In your example the weight of the ladder $W$ positioned at a distance $L$ from the bottom of the ladder and the weight of the person positioned at an unknown distance from the bottom of the ladder $x$ can be combined to be a weight $4W$ at a position $y$ from the bottom of the ladder if $W\,L +3W\, x = 4W \, y$.
So you can now proceed having one weight $4W$ on the ladder and then find $y$ and hence find the required distance $x$.

However there is still a problem in that there is static friction at both ends of the ladder.
The simple way of solving such a problem is to assume that when the person gains maximum height the friction forces at both ends of the ladder are at a maximum given by $F = \mu \, N$ where $\mu$ is the coefficient of static friction and $N$ is the normal reaction.
Proving this to be the case is a little more difficult.

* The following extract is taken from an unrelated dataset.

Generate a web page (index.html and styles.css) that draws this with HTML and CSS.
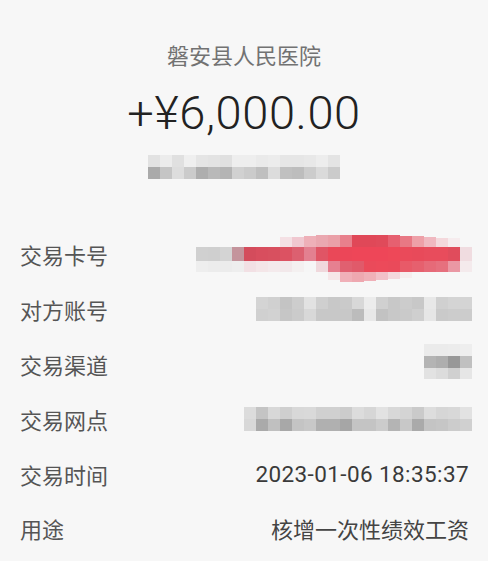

To do so let the resultant of the frictional force $\vec F$ and the normal reaction $\vec N$ be $\vec R$.
The frictional force can vary from a maximum value in one direction through zero to a maximum in the opposite direction so the resultant force $\vec R$ can point anywhere within the shaded area shown below.

enter image description here

The coefficient of static friction differs at each end of the ladder is different so the range of directions of the resultant forces (friction and normal reaction) at each differ as shown below with the shaded area showing the region where the lines of action the two resultant forces can intersect.

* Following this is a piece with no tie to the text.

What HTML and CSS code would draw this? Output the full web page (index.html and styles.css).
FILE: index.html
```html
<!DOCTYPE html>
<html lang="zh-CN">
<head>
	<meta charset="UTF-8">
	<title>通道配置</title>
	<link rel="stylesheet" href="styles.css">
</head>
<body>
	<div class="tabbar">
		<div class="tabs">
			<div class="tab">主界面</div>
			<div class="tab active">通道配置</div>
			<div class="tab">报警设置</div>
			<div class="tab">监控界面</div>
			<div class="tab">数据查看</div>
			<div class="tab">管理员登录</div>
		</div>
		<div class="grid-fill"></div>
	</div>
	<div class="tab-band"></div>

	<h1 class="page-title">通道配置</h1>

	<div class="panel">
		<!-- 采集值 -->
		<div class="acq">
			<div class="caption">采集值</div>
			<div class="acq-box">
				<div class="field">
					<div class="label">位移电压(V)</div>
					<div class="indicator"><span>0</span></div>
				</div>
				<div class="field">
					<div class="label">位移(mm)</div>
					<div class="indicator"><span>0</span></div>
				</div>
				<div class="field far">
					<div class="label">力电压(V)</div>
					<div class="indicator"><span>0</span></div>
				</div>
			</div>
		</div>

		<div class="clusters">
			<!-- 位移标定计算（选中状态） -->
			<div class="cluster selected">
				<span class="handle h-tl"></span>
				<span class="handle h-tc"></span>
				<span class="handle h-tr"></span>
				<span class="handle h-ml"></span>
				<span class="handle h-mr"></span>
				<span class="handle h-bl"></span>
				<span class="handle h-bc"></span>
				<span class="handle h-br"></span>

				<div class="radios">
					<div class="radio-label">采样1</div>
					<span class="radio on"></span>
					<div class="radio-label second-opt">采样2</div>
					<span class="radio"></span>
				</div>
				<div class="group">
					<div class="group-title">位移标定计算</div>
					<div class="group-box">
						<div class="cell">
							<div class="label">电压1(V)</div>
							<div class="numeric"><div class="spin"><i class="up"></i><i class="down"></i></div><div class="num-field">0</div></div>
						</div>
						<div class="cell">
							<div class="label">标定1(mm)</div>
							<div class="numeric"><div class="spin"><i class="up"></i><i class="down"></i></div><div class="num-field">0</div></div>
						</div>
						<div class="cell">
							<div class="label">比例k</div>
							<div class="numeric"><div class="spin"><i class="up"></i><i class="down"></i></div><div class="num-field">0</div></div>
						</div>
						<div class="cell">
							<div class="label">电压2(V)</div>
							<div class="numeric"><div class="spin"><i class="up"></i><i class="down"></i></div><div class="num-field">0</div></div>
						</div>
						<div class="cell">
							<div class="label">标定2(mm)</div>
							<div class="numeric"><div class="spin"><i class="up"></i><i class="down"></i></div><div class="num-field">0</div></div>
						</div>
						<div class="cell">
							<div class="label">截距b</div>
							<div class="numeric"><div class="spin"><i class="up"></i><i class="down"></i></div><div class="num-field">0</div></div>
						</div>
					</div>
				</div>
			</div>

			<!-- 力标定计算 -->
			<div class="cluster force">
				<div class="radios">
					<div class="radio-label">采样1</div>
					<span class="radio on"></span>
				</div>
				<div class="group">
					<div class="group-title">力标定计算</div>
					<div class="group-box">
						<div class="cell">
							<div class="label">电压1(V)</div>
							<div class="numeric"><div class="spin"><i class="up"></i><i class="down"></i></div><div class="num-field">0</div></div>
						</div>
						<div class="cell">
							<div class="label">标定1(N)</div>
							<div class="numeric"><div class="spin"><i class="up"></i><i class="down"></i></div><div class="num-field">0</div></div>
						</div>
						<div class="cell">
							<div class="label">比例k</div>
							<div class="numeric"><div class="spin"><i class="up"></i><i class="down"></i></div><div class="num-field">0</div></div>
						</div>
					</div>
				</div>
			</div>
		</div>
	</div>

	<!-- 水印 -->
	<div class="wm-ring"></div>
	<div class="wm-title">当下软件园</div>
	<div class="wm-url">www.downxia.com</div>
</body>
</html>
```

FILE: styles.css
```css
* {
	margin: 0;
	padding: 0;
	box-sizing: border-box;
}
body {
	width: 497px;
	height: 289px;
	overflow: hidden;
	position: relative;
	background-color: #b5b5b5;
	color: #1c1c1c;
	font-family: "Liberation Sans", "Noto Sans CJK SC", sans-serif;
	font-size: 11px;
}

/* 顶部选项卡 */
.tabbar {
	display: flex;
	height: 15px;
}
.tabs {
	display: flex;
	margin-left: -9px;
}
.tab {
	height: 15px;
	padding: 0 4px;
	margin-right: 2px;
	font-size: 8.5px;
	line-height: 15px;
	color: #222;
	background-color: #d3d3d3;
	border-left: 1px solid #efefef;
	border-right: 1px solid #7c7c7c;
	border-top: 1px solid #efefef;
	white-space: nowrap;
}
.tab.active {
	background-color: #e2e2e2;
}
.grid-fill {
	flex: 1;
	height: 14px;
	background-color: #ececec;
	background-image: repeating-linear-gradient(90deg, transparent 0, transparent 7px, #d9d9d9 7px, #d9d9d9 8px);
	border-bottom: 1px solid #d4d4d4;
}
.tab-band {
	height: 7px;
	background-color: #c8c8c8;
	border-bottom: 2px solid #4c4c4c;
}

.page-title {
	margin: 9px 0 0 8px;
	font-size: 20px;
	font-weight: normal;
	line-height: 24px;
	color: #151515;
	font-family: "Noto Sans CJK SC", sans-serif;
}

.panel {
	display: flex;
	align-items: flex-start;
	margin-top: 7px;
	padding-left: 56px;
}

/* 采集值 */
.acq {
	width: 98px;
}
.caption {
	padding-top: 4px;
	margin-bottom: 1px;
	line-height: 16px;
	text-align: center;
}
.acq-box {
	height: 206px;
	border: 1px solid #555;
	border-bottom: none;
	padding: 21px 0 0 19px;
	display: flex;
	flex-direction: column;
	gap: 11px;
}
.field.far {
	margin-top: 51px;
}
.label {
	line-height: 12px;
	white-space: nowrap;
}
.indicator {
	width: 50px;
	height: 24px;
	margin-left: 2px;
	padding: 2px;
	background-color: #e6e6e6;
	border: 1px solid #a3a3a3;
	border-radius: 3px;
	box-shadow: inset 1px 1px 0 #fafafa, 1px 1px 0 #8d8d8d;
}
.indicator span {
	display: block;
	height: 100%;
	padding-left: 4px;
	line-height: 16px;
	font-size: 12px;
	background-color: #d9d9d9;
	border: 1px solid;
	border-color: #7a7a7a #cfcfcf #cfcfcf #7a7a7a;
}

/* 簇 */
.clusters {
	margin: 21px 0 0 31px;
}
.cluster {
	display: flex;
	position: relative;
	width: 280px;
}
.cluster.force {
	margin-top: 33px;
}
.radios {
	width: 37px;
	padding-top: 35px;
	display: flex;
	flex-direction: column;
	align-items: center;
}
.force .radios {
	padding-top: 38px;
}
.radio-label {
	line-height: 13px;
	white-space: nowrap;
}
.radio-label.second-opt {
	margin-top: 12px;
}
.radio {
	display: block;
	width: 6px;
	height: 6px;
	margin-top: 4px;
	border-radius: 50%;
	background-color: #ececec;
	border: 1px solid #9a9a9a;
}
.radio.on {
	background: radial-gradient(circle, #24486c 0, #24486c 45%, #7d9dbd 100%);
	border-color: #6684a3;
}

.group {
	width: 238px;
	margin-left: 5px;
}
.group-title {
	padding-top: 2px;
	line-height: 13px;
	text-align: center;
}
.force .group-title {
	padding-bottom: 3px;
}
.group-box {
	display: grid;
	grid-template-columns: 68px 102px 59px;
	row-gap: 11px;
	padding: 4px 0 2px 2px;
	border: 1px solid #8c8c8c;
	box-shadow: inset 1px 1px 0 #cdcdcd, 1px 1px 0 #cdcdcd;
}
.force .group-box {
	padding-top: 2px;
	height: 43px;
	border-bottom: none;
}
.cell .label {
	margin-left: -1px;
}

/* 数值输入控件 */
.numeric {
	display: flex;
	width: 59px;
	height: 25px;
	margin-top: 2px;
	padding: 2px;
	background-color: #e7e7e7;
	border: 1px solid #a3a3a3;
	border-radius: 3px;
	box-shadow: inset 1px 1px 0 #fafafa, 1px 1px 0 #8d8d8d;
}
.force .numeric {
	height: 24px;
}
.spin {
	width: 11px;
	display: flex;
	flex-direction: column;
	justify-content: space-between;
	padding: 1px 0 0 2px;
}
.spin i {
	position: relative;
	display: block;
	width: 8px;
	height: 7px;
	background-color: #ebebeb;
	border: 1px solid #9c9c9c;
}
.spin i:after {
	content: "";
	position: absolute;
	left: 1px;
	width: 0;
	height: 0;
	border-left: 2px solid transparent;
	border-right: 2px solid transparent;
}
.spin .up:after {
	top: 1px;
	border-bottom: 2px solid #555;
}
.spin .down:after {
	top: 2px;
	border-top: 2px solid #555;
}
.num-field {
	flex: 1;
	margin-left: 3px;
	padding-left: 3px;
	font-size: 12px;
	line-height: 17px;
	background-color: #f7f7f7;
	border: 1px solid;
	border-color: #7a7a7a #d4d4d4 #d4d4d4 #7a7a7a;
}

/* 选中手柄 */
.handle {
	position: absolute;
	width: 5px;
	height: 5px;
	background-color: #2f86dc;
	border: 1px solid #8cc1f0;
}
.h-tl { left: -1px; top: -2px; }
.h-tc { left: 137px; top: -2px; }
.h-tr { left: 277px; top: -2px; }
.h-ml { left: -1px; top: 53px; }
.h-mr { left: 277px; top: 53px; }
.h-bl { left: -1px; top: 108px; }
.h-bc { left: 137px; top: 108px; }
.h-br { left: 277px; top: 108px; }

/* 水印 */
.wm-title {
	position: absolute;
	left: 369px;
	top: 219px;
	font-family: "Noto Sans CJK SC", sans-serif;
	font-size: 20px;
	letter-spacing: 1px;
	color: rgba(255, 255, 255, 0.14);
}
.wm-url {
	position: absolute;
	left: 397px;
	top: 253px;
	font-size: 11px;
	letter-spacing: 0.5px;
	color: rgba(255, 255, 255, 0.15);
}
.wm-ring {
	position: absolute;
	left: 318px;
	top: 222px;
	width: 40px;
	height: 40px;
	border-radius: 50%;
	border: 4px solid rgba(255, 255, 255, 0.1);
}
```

enter image description here

The problem has now been reduced to having three forces acting on the ladder.
A force on the ladder due to the ground $\vec R_{\rm g}$ , a force on the ladder due to the wall $\vec R_{\rm w}$ and a force on the ladder and person climbing it due to the gravitational attraction of the Earth $4\vec W$.

For these three forces to be in equilibrium their lines of action must intersect at a point.
Remembering that you are asked for the maximum height to which the person can climb the diagram below shows that if this condition is to be satisfied the static frictional force at both the ground and the wall must be a maximum.

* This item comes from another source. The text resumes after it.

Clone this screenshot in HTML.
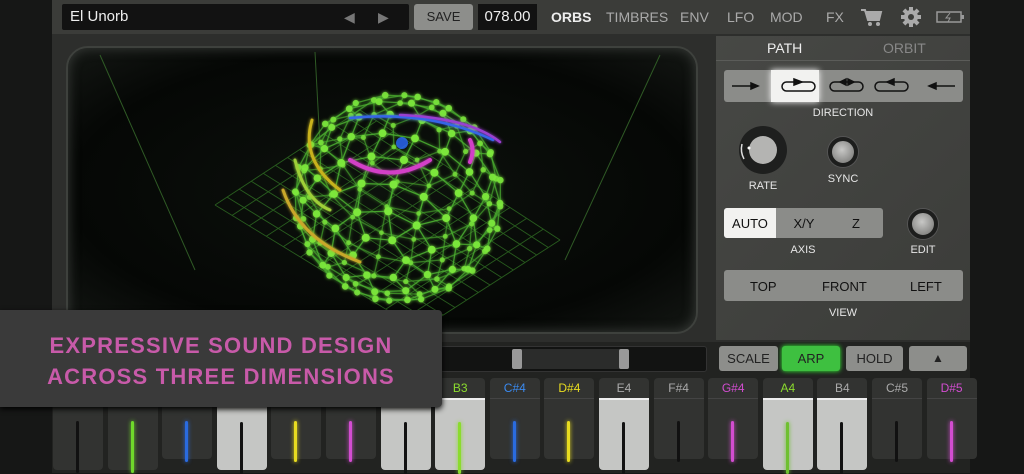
<!DOCTYPE html>
<html><head><meta charset="utf-8"><style>
*{margin:0;padding:0;box-sizing:border-box}
body{width:1024px;height:473px;overflow:hidden;background:#161716;font-family:"Liberation Sans",sans-serif;position:relative}
.abs{position:absolute}
.top{left:52px;top:0;width:918px;height:34px;background:#3b3c39}
.name{left:62px;top:4px;width:347px;height:26px;background:#121212;border-radius:2px;color:#eee;font-size:15px;line-height:26px;padding-left:8px}
.btn{background:#8d8e8b;border-radius:3px;color:#222;text-align:center;font-size:13px}
.tab{color:#aaa;font-size:14px;top:9px}
.main{left:52px;top:34px;width:918px;height:312px;background:#2d2e2c}
.screen{left:66px;top:46px;width:632px;height:288px;border-radius:22px;background:radial-gradient(ellipse at 50% 50%,#0d120d 0%,#050705 70%,#141714 100%);box-shadow:inset 0 0 12px #3a3d3a;border:2px solid #3e413d;overflow:hidden}
.panel{left:716px;top:36px;width:254px;height:304px;background:linear-gradient(135deg,#474845,#3b3c39)}
.seg{background:#8b8c89;border-radius:3px}
.lbl{color:#e6e6e6;font-size:11px;text-align:center}
.knob{border-radius:50%;background:radial-gradient(circle at 45% 40%,#c8c8c6,#8a8a88 70%);border:4px solid #1d1e1d;box-shadow:0 0 0 1px #555}
.key{position:absolute;top:378px;width:50px;border-radius:4px;background:#323331}
.key .t{height:20px;text-align:center;font-size:12px;line-height:20px;color:#aaa}
.key .b{position:absolute;left:0;right:0;top:20px;bottom:0;border-top:1px solid #444}
.key.w .b{background:#c5c6c4;border-top:2px solid #eee;border-radius:0 0 4px 4px}
.key .ln{position:absolute;left:23px;width:3px;top:22px;height:52px;border-radius:2px}
</style></head><body>
<div class="abs top"></div>
<div class="abs name">El Unorb<span style="position:absolute;left:282px;color:#777;font-size:14px">◀</span><span style="position:absolute;left:316px;color:#777;font-size:14px">▶</span></div>
<div class="abs btn" style="left:414px;top:4px;width:59px;height:26px;line-height:26px">SAVE</div>
<div class="abs" style="left:478px;top:4px;width:59px;height:26px;background:#121212;color:#eee;font-size:15px;line-height:26px;text-align:center">078.00</div>
<div class="abs tab" style="left:551px;color:#eee;font-weight:bold">ORBS</div>
<div class="abs tab" style="left:606px">TIMBRES</div>
<div class="abs tab" style="left:680px">ENV</div>
<div class="abs tab" style="left:727px">LFO</div>
<div class="abs tab" style="left:770px">MOD</div>
<div class="abs tab" style="left:826px">FX</div>
<svg class="abs" style="left:860px;top:7px" width="24" height="20"><path d="M1 3h4l3 10h11l2-8H6" fill="#aaa" stroke="#aaa" stroke-width="2"/><circle cx="10" cy="17" r="2" fill="#aaa"/><circle cx="18" cy="17" r="2" fill="#aaa"/></svg>
<svg class="abs" style="left:900px;top:6px" width="22" height="22" viewBox="0 0 22 22"><g fill="#aaa"><circle cx="11" cy="11" r="7"/><rect x="9" y="1" width="4" height="20"/><rect x="1" y="9" width="20" height="4"/><rect x="9" y="1" width="4" height="20" transform="rotate(45 11 11)"/><rect x="9" y="1" width="4" height="20" transform="rotate(-45 11 11)"/></g><circle cx="11" cy="11" r="3" fill="#3b3c39"/></svg>
<svg class="abs" style="left:936px;top:10px" width="30" height="14"><rect x="1" y="2" width="24" height="10" fill="none" stroke="#999" stroke-width="1.5"/><rect x="25" y="5" width="3" height="4" fill="#999"/><path d="M14 3l-4 5h4l-2 4" stroke="#999" fill="none"/></svg>

<div class="abs main"></div>
<div class="abs screen">
<svg width="632" height="288" viewBox="66 46 632 288" style="position:absolute;left:-2px;top:-2px">
<defs><filter id="gl" x="-20%" y="-20%" width="140%" height="140%"><feGaussianBlur stdDeviation="1.6" result="b"/><feMerge><feMergeNode in="b"/><feMergeNode in="SourceGraphic"/></feMerge></filter></defs>
<g stroke="#2f5a25" stroke-width="1" fill="none">
<path d="M100 55 L195 270 M315 52 L320 145 M660 55 L565 260"/>
</g>
<g id="grid" stroke="#2e6a22" stroke-width="0.9" fill="none" opacity="0.85"></g>
<g id="sph" filter="url(#gl)"></g>
<g fill="none" stroke-linecap="round" filter="url(#gl)">
<path d="M350 160 Q390 185 430 160" stroke="#d23fc7" stroke-width="4"/>
<path d="M350 118 Q430 110 493 140" stroke="#3565e8" stroke-width="2.5"/>
<path d="M400 115 Q470 118 500 142" stroke="#9a3fd0" stroke-width="2.5"/>
<path d="M470 140 Q475 150 470 162" stroke="#d23fc7" stroke-width="4"/>
<path d="M312 120 Q300 160 340 190" stroke="#c9b21f" stroke-width="3"/>
<path d="M283 190 Q300 240 360 262" stroke="#c9a72a" stroke-width="3"/>
<path d="M295 160 Q305 200 330 210" stroke="#9fcf38" stroke-width="3"/>
</g>
<circle cx="402" cy="143" r="6" fill="#2c6bff" opacity="0.8"/>
</svg></div>

<div class="abs panel"></div>
<div class="abs" style="left:716px;top:36px;width:254px;height:25px;border-bottom:1px solid #5b5c59"></div>
<div class="abs" style="left:767px;top:40px;color:#eee;font-size:14px">PATH</div>
<div class="abs" style="left:883px;top:40px;color:#888;font-size:14px">ORBIT</div>
<div class="abs seg" style="left:724px;top:70px;width:239px;height:32px"></div>
<div class="abs" style="left:771px;top:70px;width:48px;height:32px;background:#f2f2f0;box-shadow:0 0 6px #fff"></div>
<svg class="abs" style="left:724px;top:70px" width="239" height="32">
<g stroke="#111" stroke-width="1.5" fill="none">
<path d="M8 16h26"/><path d="M34 16l-7-3v6z" fill="#111"/>
<rect x="58" y="12" width="33" height="9" rx="4.5"/><path d="M70 9l8 3-8 3z" fill="#111"/>
<rect x="106" y="12" width="33" height="9" rx="4.5"/><path d="M122 9l-6 3 6 3zM124 9l6 3-6 3z" fill="#111"/>
<rect x="151" y="12" width="33" height="9" rx="4.5"/><path d="M170 9l-7 3 7 3z" fill="#111"/>
<path d="M205 16h26"/><path d="M205 16l7-3v6z" fill="#111"/>
</g></svg>
<div class="abs lbl" style="left:783px;top:107px;width:120px">DIRECTION</div>
<svg class="abs" style="left:736px;top:126px" width="54" height="54"><circle cx="27" cy="24" r="24" fill="#1e1f1e"/><path d="M8 33 A21 21 0 0 1 6 18" stroke="#ddd" stroke-width="1.5" fill="none"/><circle cx="27" cy="24" r="14" fill="#b4b4b2"/><circle cx="13" cy="22" r="1.5" fill="#fff"/></svg>
<div class="abs lbl" style="left:743px;top:180px;width:40px">RATE</div>
<div class="abs knob" style="left:828px;top:137px;width:30px;height:30px"></div>
<div class="abs lbl" style="left:823px;top:173px;width:40px">SYNC</div>
<div class="abs seg" style="left:724px;top:208px;width:159px;height:30px"></div>
<div class="abs" style="left:724px;top:208px;width:52px;height:30px;background:#f2f2f0;border-radius:3px 0 0 3px"></div>
<div class="abs" style="left:724px;top:216px;width:52px;text-align:center;font-size:13px;color:#111">AUTO</div>
<div class="abs" style="left:778px;top:216px;width:52px;text-align:center;font-size:13px;color:#111">X/Y</div>
<div class="abs" style="left:830px;top:216px;width:52px;text-align:center;font-size:13px;color:#111">Z</div>
<div class="abs lbl" style="left:783px;top:244px;width:40px">AXIS</div>
<div class="abs knob" style="left:908px;top:209px;width:30px;height:30px"></div>
<div class="abs lbl" style="left:903px;top:244px;width:40px">EDIT</div>
<div class="abs seg" style="left:724px;top:270px;width:239px;height:31px"></div>
<div class="abs" style="left:750px;top:279px;font-size:13px;color:#111">TOP</div>
<div class="abs" style="left:822px;top:279px;font-size:13px;color:#111">FRONT</div>
<div class="abs" style="left:910px;top:279px;font-size:13px;color:#111">LEFT</div>
<div class="abs lbl" style="left:823px;top:307px;width:40px">VIEW</div>

<div class="abs" style="left:52px;top:342px;width:918px;height:131px;background:#222321"></div>
<div class="abs" style="left:440px;top:346px;width:267px;height:26px;background:#121312;border-radius:3px;border:1px solid #333"></div>
<div class="abs" style="left:513px;top:349px;width:114px;height:20px;background:#2b2c2b"></div>
<div class="abs" style="left:512px;top:349px;width:10px;height:20px;background:#999;border-radius:2px"></div>
<div class="abs" style="left:619px;top:349px;width:10px;height:20px;background:#999;border-radius:2px"></div>
<div class="abs btn" style="left:719px;top:346px;width:59px;height:25px;line-height:25px">SCALE</div>
<div class="abs btn" style="left:782px;top:346px;width:58px;height:25px;line-height:25px;background:#3ec040;box-shadow:0 0 5px #3f3">ARP</div>
<div class="abs btn" style="left:846px;top:346px;width:57px;height:25px;line-height:25px">HOLD</div>
<div class="abs btn" style="left:909px;top:346px;width:58px;height:25px;line-height:24px;font-size:12px">▲</div>
<div id="keys"></div>

<div class="abs" style="left:0;top:310px;width:442px;height:97px;background:#3a3a3a;border-radius:0 4px 4px 0;box-shadow:0 2px 6px #000"></div>
<div class="abs" style="left:0;top:330px;width:442px;text-align:center;color:#c85aa9;font-weight:bold;font-size:22px;letter-spacing:1.2px;line-height:31px">EXPRESSIVE SOUND DESIGN<br>ACROSS THREE DIMENSIONS</div>

<script>
var keys=[["",0,"#111",0],["",0,"#6fd82b",0],["",0,"#2a6be0",0],["",1,"#111",0],["",0,"#e8dc20",0],["",0,"#d24dd0",0],["",1,"#111",0],["B3",1,"#8bdb2e","#8bdb2e"],["C#4",0,"#2a6be0","#3a8af0"],["D#4",0,"#e8dc20","#e8dc20"],["E4",1,"#111","#aaa"],["F#4",0,"#111","#aaa"],["G#4",0,"#d24dd0","#d24dd0"],["A4",1,"#6fc030","#8bdb2e"],["B4",1,"#111","#aaa"],["C#5",0,"#111","#aaa"],["D#5",0,"#d24dd0","#d24dd0"]];
var h="";keys.forEach(function(k,i){var x=53+i*54.6;var ht=k[1]||i<2?92:81;
h+='<div class="key'+(k[1]?' w':'')+'" style="left:'+x+'px;height:'+ht+'px"><div class="t" style="color:'+(k[3]||'#aaa')+'">'+k[0]+'</div><div class="b"><div class="ln" style="background:'+k[2]+';height:'+(ht-40)+'px;'+(k[2]!='#111'?'box-shadow:0 0 4px '+k[2]:'')+'"></div></div></div>';});
document.getElementById("keys").innerHTML=h;
var g="";for(var i=0;i<=12;i++){var t=i/12;var ax=215+t*(360-215),ay=205+t*(110-205);var bx=420+t*(560-420),by=330+t*(240-330);g+='<path d="M'+ax+' '+ay+'L'+bx+' '+by+'"/>';}
for(var i=0;i<=12;i++){var t=i/12;var ax=215+t*(420-215),ay=205+t*(330-205);var bx=360+t*(560-360),by=110+t*(240-110);g+='<path d="M'+ax+' '+ay+'L'+bx+' '+by+'"/>';}
document.getElementById("grid").innerHTML=g;
var cx=398,cy=198,R=104;
function proj(la,lo){var a=la*Math.PI/180,b=lo*Math.PI/180;var x=Math.cos(a)*Math.cos(b),y=Math.sin(a),z=Math.cos(a)*Math.sin(b);
var y2=y*Math.cos(0.9)-z*Math.sin(0.9),z2=y*Math.sin(0.9)+z*Math.cos(0.9);var x2=x*Math.cos(0.3)-y2*Math.sin(0.3),y3=x*Math.sin(0.3)+y2*Math.cos(0.3);return [cx+x2*R,cy+y3*R,z2];}
var rings=[];for(var la=-75;la<=75;la+=15){var n=Math.max(6,Math.round(20*Math.cos(la*Math.PI/180)));var r=[];for(var j=0;j<n;j++)r.push(proj(la,j*360/n+la));rings.push(r);}
var s="";
rings.forEach(function(r,ri){r.forEach(function(p,j){var q=r[(j+1)%r.length];s+='<line x1="'+p[0]+'" y1="'+p[1]+'" x2="'+q[0]+'" y2="'+q[1]+'" stroke="#4cb030" stroke-width="1.3" opacity="'+(0.55+0.35*(p[2]+1)/2)+'"/>';
if(ri+1<rings.length){var nr=rings[ri+1];var best=null,bd=1e9;nr.forEach(function(u){var d=Math.hypot(u[0]-p[0],u[1]-p[1])+40*Math.abs(u[2]-p[2]);if(d<bd){bd=d;best=u;}});s+='<line x1="'+p[0]+'" y1="'+p[1]+'" x2="'+best[0]+'" y2="'+best[1]+'" stroke="#4cb030" stroke-width="1.3" opacity="'+(0.55+0.35*(p[2]+1)/2)+'"/>';}});});
rings.forEach(function(r){r.forEach(function(p){s+='<circle cx="'+p[0]+'" cy="'+p[1]+'" r="'+(3.2+p[2]*0.9)+'" fill="#7de83c" opacity="'+(0.7+0.3*(p[2]+1)/2)+'"/>';});});
document.getElementById("sph").innerHTML=s;
</script>
</body></html>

enter image description here

Vertex $X$ of the quadrilateral $WXYZ$ is at the furthest point to the left for which there can be stable equilibrium and that represents the furthest to the left that the force $\vec 4W$ can act where the person is at the highest point on the ladder.

Update because of a comment by @AaronStevens
If the coefficient of friction at the bottom of the ladder gets smaller point $X$ in the diagram will move to the right.
The ladder alone cannot be in stable equilibrium if the coefficient of static friction at the bottom of the ladder is such that point $X$ is to the right of the centre of gravity of the ladder alone.
If there is no friction at the bottom of the ladder the ladder cannot be in stable equilibrium as there is no way of compensating for the horizontal component of force $\vec R_2$, the normal reaction at the top of the ladder.
It is possible for the ladder to be in stable equilibrium if there is no friction at the top of the ladder and friction at the bottom of the ladder.
The quadrilateral $WXYZ$ then degenerates into a horizontal straight line and if the left-hand end of that line is to the right of the centre of mass of the centre of mass of the ladder alone, stable equilibrium is not possible for the ladder alone.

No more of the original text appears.